For some time, pundits have noticed that there is a child in the White House. For months now, his juvenile behavior has made decent folks around the world wince. But now his antics have put the entire planet’s climatic future in peril. America’s leader has surrounded himself with a circle of scientist-free sycophants who assure him that it’s perfectly all right to tell world that he really doesn’t care whether humanity reaches an agreement to stabilize climate for the future.
Things will get worse in Israel and the region
Israel in particular is affected by the president’s decision. As a country that is already paying a price for the planet’s growing surfeit of greenhouse gases, our leaders need to join the chorus of outrage that expects more of the United States. If Israel really “has no greater friend than Donald J. Trump,” then here are some facts about life in the Promised Land that Trump might wish to consider:
If you go on the website of the Israel meteorological service http://www.ims.gov.il/IMS/tazpiot/RainObservations/ the data are right there: This year’s rain in Jerusalem (counted from August 1 2016 to May 31, 2017) is but 61% of the annual, historic average. In Zemach site, alongside Lake Kinneret, precipitation reached but 69% of past levels. Low rainfall is reported in pretty much all of the other local weather stations around the country. The verdict is in for 2017: yet another drought year.
Climatologists and hydrologists tell us, however, that this really should not be called a drought. It’s a new reality — a reality that is rapidly getting worse from year to year. Israel’s average temperatures have increased by half a degree every ten years for four decades now. Israel’s Ministry of Environment reports a 10 centimeter rise in the Mediterranean Sea during the past twenty years. The number of extreme heat events is climbing, with summers becoming increasingly excruciating.
This also means that the Kinneret is at its lowest level in recorded history. The sublime Sea of Galilee used to serve as a national reservoir. But water managers are now talking about plans to transfer desalinated water to the Galilee to save the evaporating, shrinking lake.

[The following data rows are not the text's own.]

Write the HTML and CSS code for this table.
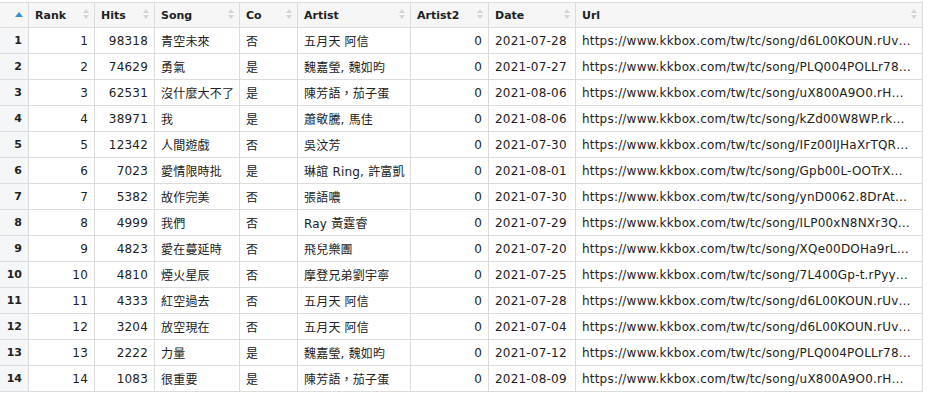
FILE: index.html
```html
<!DOCTYPE html>
<html>
<head>
<meta charset="utf-8">
<link rel="stylesheet" href="styles.css">
</head>
<body>
<div class="wrap">
<table class="grid">
<colgroup>
<col class="c-idx"><col class="c-rank"><col class="c-hits"><col class="c-song"><col class="c-co"><col class="c-artist"><col class="c-artist2"><col class="c-date"><col class="c-url">
</colgroup>
<thead>
<tr>
<th class="idx"><svg class="sort-active" width="8" height="5" viewBox="0 0 8 5"><path d="M0 5 L4 0 L8 5 Z" fill="#3a8fd9"/></svg></th>
<th>Rank<svg class="sort" width="6" height="10" viewBox="0 0 6 10"><path d="M0 4 L3 0 L6 4 Z M0 6 L3 10 L6 6 Z" fill="#d4d4d4"/></svg></th>
<th>Hits<svg class="sort" width="6" height="10" viewBox="0 0 6 10"><path d="M0 4 L3 0 L6 4 Z M0 6 L3 10 L6 6 Z" fill="#d4d4d4"/></svg></th>
<th>Song<svg class="sort" width="6" height="10" viewBox="0 0 6 10"><path d="M0 4 L3 0 L6 4 Z M0 6 L3 10 L6 6 Z" fill="#d4d4d4"/></svg></th>
<th>Co<svg class="sort" width="6" height="10" viewBox="0 0 6 10"><path d="M0 4 L3 0 L6 4 Z M0 6 L3 10 L6 6 Z" fill="#d4d4d4"/></svg></th>
<th>Artist<svg class="sort" width="6" height="10" viewBox="0 0 6 10"><path d="M0 4 L3 0 L6 4 Z M0 6 L3 10 L6 6 Z" fill="#d4d4d4"/></svg></th>
<th>Artist2<svg class="sort" width="6" height="10" viewBox="0 0 6 10"><path d="M0 4 L3 0 L6 4 Z M0 6 L3 10 L6 6 Z" fill="#d4d4d4"/></svg></th>
<th>Date<svg class="sort" width="6" height="10" viewBox="0 0 6 10"><path d="M0 4 L3 0 L6 4 Z M0 6 L3 10 L6 6 Z" fill="#d4d4d4"/></svg></th>
<th>Url<svg class="sort" width="6" height="10" viewBox="0 0 6 10"><path d="M0 4 L3 0 L6 4 Z M0 6 L3 10 L6 6 Z" fill="#d4d4d4"/></svg></th>
</tr>
</thead>
<tbody>
<tr><td class="idx">1</td><td class="num">1</td><td class="num">98318</td><td>青空未來</td><td>否</td><td>五月天 阿信</td><td class="num">0</td><td>2021-07-28</td><td>https://www.kkbox.com/tw/tc/song/d6L00KOUN.rUv…</td></tr>
<tr><td class="idx">2</td><td class="num">2</td><td class="num">74629</td><td>勇氣</td><td>是</td><td>魏嘉瑩, 魏如昀</td><td class="num">0</td><td>2021-07-27</td><td>https://www.kkbox.com/tw/tc/song/PLQ004POLLr78…</td></tr>
<tr><td class="idx">3</td><td class="num">3</td><td class="num">62531</td><td>沒什麼大不了</td><td>是</td><td>陳芳語，茄子蛋</td><td class="num">0</td><td>2021-08-06</td><td>https://www.kkbox.com/tw/tc/song/uX800A9O0.rH…</td></tr>
<tr><td class="idx">4</td><td class="num">4</td><td class="num">38971</td><td>我</td><td>是</td><td>蕭敬騰, 馬佳</td><td class="num">0</td><td>2021-08-06</td><td>https://www.kkbox.com/tw/tc/song/kZd00W8WP.rk…</td></tr>
<tr><td class="idx">5</td><td class="num">5</td><td class="num">12342</td><td>人間遊戲</td><td>否</td><td>吳汶芳</td><td class="num">0</td><td>2021-07-30</td><td>https://www.kkbox.com/tw/tc/song/IFz00IJHaXrTQR…</td></tr>
<tr><td class="idx">6</td><td class="num">6</td><td class="num">7023</td><td>愛情限時批</td><td>是</td><td>琳誼 Ring, 許富凱</td><td class="num">0</td><td>2021-08-01</td><td>https://www.kkbox.com/tw/tc/song/Gpb00L-OOTrX…</td></tr>
<tr><td class="idx">7</td><td class="num">7</td><td class="num">5382</td><td>故作完美</td><td>否</td><td>張語噥</td><td class="num">0</td><td>2021-07-30</td><td>https://www.kkbox.com/tw/tc/song/ynD0062.8DrAt…</td></tr>
<tr><td class="idx">8</td><td class="num">8</td><td class="num">4999</td><td>我們</td><td>否</td><td>Ray 黃霆睿</td><td class="num">0</td><td>2021-07-29</td><td>https://www.kkbox.com/tw/tc/song/ILP00xN8NXr3Q…</td></tr>
<tr><td class="idx">9</td><td class="num">9</td><td class="num">4823</td><td>愛在蔓延時</td><td>否</td><td>飛兒樂團</td><td class="num">0</td><td>2021-07-20</td><td>https://www.kkbox.com/tw/tc/song/XQe00DOHa9rL…</td></tr>
<tr><td class="idx">10</td><td class="num">10</td><td class="num">4810</td><td>煙火星辰</td><td>否</td><td>摩登兄弟劉宇寧</td><td class="num">0</td><td>2021-07-25</td><td>https://www.kkbox.com/tw/tc/song/7L400Gp-t.rPyy…</td></tr>
<tr><td class="idx">11</td><td class="num">11</td><td class="num">4333</td><td>紅空過去</td><td>否</td><td>五月天 阿信</td><td class="num">0</td><td>2021-07-28</td><td>https://www.kkbox.com/tw/tc/song/d6L00KOUN.rUv…</td></tr>
<tr><td class="idx">12</td><td class="num">12</td><td class="num">3204</td><td>放空現在</td><td>否</td><td>五月天 阿信</td><td class="num">0</td><td>2021-07-04</td><td>https://www.kkbox.com/tw/tc/song/d6L00KOUN.rUv…</td></tr>
<tr><td class="idx">13</td><td class="num">13</td><td class="num">2222</td><td>力量</td><td>是</td><td>魏嘉瑩, 魏如昀</td><td class="num">0</td><td>2021-07-12</td><td>https://www.kkbox.com/tw/tc/song/PLQ004POLLr78…</td></tr>
<tr><td class="idx">14</td><td class="num">14</td><td class="num">1083</td><td>很重要</td><td>是</td><td>陳芳語，茄子蛋</td><td class="num">0</td><td>2021-08-09</td><td>https://www.kkbox.com/tw/tc/song/uX800A9O0.rH…</td></tr>
</tbody>
</table>
</div>
</body>
</html>
```
FILE: styles.css
```css
html, body {
  margin: 0;
  padding: 0;
  background: #ffffff;
}
.wrap {
  padding-top: 2px;
}
.grid {
  table-layout: fixed;
  width: 923px;
  border-collapse: separate;
  border-spacing: 0;
  border-top: 1px solid #dcdcdc;
  font-family: "DejaVu Sans", "Noto Sans CJK TC", sans-serif;
  font-size: 12px;
  color: #222;
}
.c-idx { width: 29px; }
.c-rank { width: 66px; }
.c-hits { width: 60px; }
.c-song { width: 85px; }
.c-co { width: 58px; }
.c-artist { width: 113px; }
.c-artist2 { width: 78px; }
.c-date { width: 87px; }
.c-url { width: 347px; }
.grid th, .grid td {
  box-sizing: border-box;
  border-right: 1px solid #dcdcdc;
  border-bottom: 1px solid #dcdcdc;
  padding: 0 6px;
  white-space: nowrap;
  overflow: hidden;
  text-align: left;
}
.grid th {
  position: relative;
  height: 25px;
  background: #f6f6f7;
  font-size: 11px;
  font-weight: bold;
  color: #222;
}
.grid td {
  height: 26px;
  letter-spacing: 0.2px;
}
.grid td.num {
  text-align: right;
}
.grid td.idx {
  background: #f4f6f8;
  font-weight: bold;
  font-size: 11px;
  letter-spacing: 0;
  text-align: right;
}
.sort {
  position: absolute;
  right: 5px;
  top: 6px;
}
.sort-active {
  position: absolute;
  left: 15px;
  top: 9px;
}
```
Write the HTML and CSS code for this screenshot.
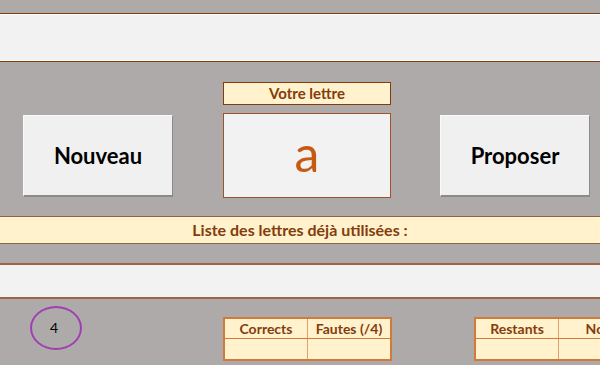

In short, anyone who takes a few minutes to look around this part of the world can see the signs of climate change everywhere. The implosion in Syria was exacerbated by the collapse of local agriculture due to these drought dynamics. A hotter and dryer Middle East will do little to help reduce local volatility. Things are going to get worse. As population in Africa soars towards the four billion mark, the number of “climate refugees,” who choose to walk to the relatively prosperous land of Israel, will surely grow.
That’s why Israelis should be outraged about Trump’s decision to scrap the very hard-won agreement promoted by the Obama administration. In contrast to flawed earlier climate treaties and protocols, the Paris agreement managed to bring 98% of the world’s emissions into a single framework so that together we could steadily move the planet onto a sustainable track.
America is not a victim of the Paris agreement
In debunking the disinformation and downright lies in Trump’s climate-related statements, a good place to start is the president’s boast that America has the best environmental performance of any country on earth. This is a peculiar claim in light of the most recent inventories of greenhouse gas emissions showing that the US produces 17.62 metric tons of Carbon Dioxide per person.
That means that America releases three times more emissions per capita than China and 12 times more than India – the two nations he singled out for criticism in Thursday’s speech. Of course, neither of these countries are paragons of environmental virtue. But they are also relatively poor places, that nonetheless, have agreed to “get with the program.” When compared to countries like Costa Rica or Denmark, America’s efforts to reduce its carbon footprint appear pitiful. Of the twenty countries that contribute most to global greenhouse gas emissions, only Saudi Arabia’s per capita carbon footprint is higher than the US
It is hard to understand how American industry is being handicapped by the Paris agreement, the cornerstone of Trump’s position. California has independently adopted America’s most ambitious climate-change-driven regulatory policies. A 2016 law requires the state’s Air Resources Board to reduce heat-trapping emissions to 40% below 1990 levels by the year 2030. It essentially will require that 30% of cars sold in the state be electric. But California’s economy continues to flourish: it is now the sixth largest in the world, and has cut its unemployment rate in half.
The Jewish view
Ultimately though, criticizing President Trump’s decision should not rely on its economic foolhardiness. It’s about ethics – about right and wrong.
Every year during Israel’s Tu B’shvat tree celebrations, school children throughout the country are told the ancient legend of the beloved scholar Honi the Circle Drawer:
One day during his travels Honi came upon a man planting a carob tree.
The rabbi said to the man, “How many years will this tree need to produce fruit?”
The man answered, “Seventy years”.
Honi said, “Is it so clear to you that you will live seventy years?
The man answered, “I found carob trees in the world. Just like my ancestors planted for me, I plant for my children”.
This axioms of intergenerational justice and sacrifice for the future have been at the heart of Jewish ethics and the more modern vision of global sustainability. Most of the carbon dioxide emissions that we release will stay in the atmosphere for a couple of hundred years. Some 20% of it may stay for far longer. We inherited one of the most stable and clement climates in human history. What we do to the planet will matter for a very long time to come.
By bailing from the Paris agreement, Trump has declared that rather than planting a healthy future for his grandchildren, he would rather sow the seeds of our collective environmental destruction.